Showing posts with label Herman Daly. Show all posts
Showing posts with label Herman Daly. Show all posts

Sunday, January 4, 2015

The Goulburn Valley urgently needs optimists; optimists, however who are in context

Optimists are urgently needed in the Goulburn Valley.

Herman Daly - his sound advice
has been ignored by most.
However, optimism alone is not enough for what we need are positive thinkers who understand the context of the world within which they seek their utopia.

Many careful thinkers around the world have declared this to be the decade in which we, and that is you and me, must make some fundamental and critical decisions about our behaviour and so how we use and apply earth’s limited resources.

Being half-way through this vital decade our options are becoming fewer and so this is the year we must decide.

Yes, we either waste it pondering the past or apply our intuition, inventiveness and imagination and go somewhere we have never been before, the future.

And so what will we do?

With a country lead by people with values rooted in 20th Century and seemingly afraid of addressing tomorrow, it is likely we will continue to look at life through the prism of what was.

It is misplaced optimism that has brought us to where we are now; optimism that has diverted our attention elevating the economy to God-like status, blinding us to other possibilities, other ways of living, of being a healthy compassionate and considerate community; a community that understands that infinite growth on a finite planet is not only problematic, but impossible.

Embarking on the second week of 2015 and surrounded by what are generally narcissistic New Year resolutions, it seems we need to lift our gaze and consider the views University of New South Wales lecturer, Dr Ted Trainer.

Dr Trainer, who writes about sustainability and justice, has said on The Conversation (a joint universities website): “It is also now clear that increasing the GDP in a rich country does not improve the quality of life!”

“This is what the ‘limits to growth’ literature has been telling us for decades, but most economists, politicians and ordinary people still fail to grasp the point,” he writes.

Conscious of that we need to consider and act on what a senior economist in the Environment Department of the World Bank, Herman Daly, said in the early 70s about the need for a Steady State Economy.

Daly, like many others since, pointed to the weaknesses of our existing economic system, noting that it favoured only a few, marginalized most and left the bulk of humanity limping toward extinction.

Yes, we need optimists; people who can see beyond what exists, understand there is another way and stand up and holler in support of American linguist and  philosopher, Noam Chomsky, who has repeatedly argued that we should put people before profit.
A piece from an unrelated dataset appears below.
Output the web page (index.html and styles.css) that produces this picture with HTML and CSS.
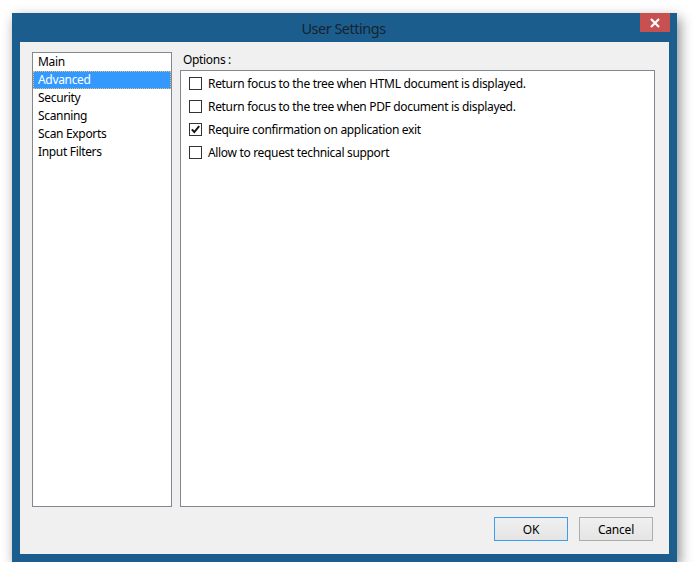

Arguments that without profit we can do nought are fallacious – optimism and educative, innovative and ecologically responsible ideas are unstoppable.

Sunday, March 31, 2013

Living the 'good life' demands a Steady State Economy


It is dramatic, but humanity stands nervously and with decided uncertainty in shadows cast by a pall of serious environmental degradation.

Herman Daly.
The world shudders as man, who equates success with growth and has long enjoyed a free ride, can hear the banker, nature, saying “enough is enough”.

Rather than reach for an economy that is always expanding, it is time we reset the economical thermostat and attuned ourselves to understanding and living with a Steady State Economy.

Growth for the sake of yet more growth, an author and professor of environmental studies and politics, David Orr, says is a bankrupt and eventually lethal idea.

Author and Canadian academic, science broadcaster and environmental activist, David Suzuki has said: "Somehow, we have come to think the whole purpose of the economy is to grow, yet growth is not a goal or purpose. The pursuit of endless growth is suicidal."

One of the founders of the field of ecological economics and a leading critic of neoclassical growth theory, Herman Daly, has defined a Steady State Economy.

He says it is: “An economy with constant stocks of people and artifacts, maintained at some desired, sufficient levels by low rates of maintenance ‘throughput’, that is, by the lowest feasible flows of matter and energy from the first stage of production to the last stage of consumption.”

A Steady State Economy, therefore, aims for stable or mildly fluctuating levels in population and consumption of energy and materials. Birth rates equal death rates, and production rates equal depreciation rates.

Complex? Probably, but no more than that which would confront us if we sat down now with a blank slate to design what exists; a process that has unleashed massive inequality and equally distressing environmental ruin around the world.

What we have works for a rich minority – less than one per cent of Americans control most of the country's total wealth, and although Australia is different, it is similar.

A Steady State Economy would inherently embrace a redistribution of wealth, arriving at a point at which rewards were not recognized in dollars, rather in happiness and contentment enabling an escape from the proven pointless rigour of the traditional measure of economic success, the Gross National Product (GNP).

The GNP is simply the flow of money, that in no way separates good from bad and so payment to skilled workers is measured just as is the cost of providing relief to communities damaged by recent tornado in north-east Victoria; repairing flood damaged Numurkah or Nathalia; restoring large swathes of Victoria drowned in flood waters or attending to the death and damage of Victoria’s Black Saturday fires.

A Steady State Economy makes the good life possible, uninhibited growth condemns it.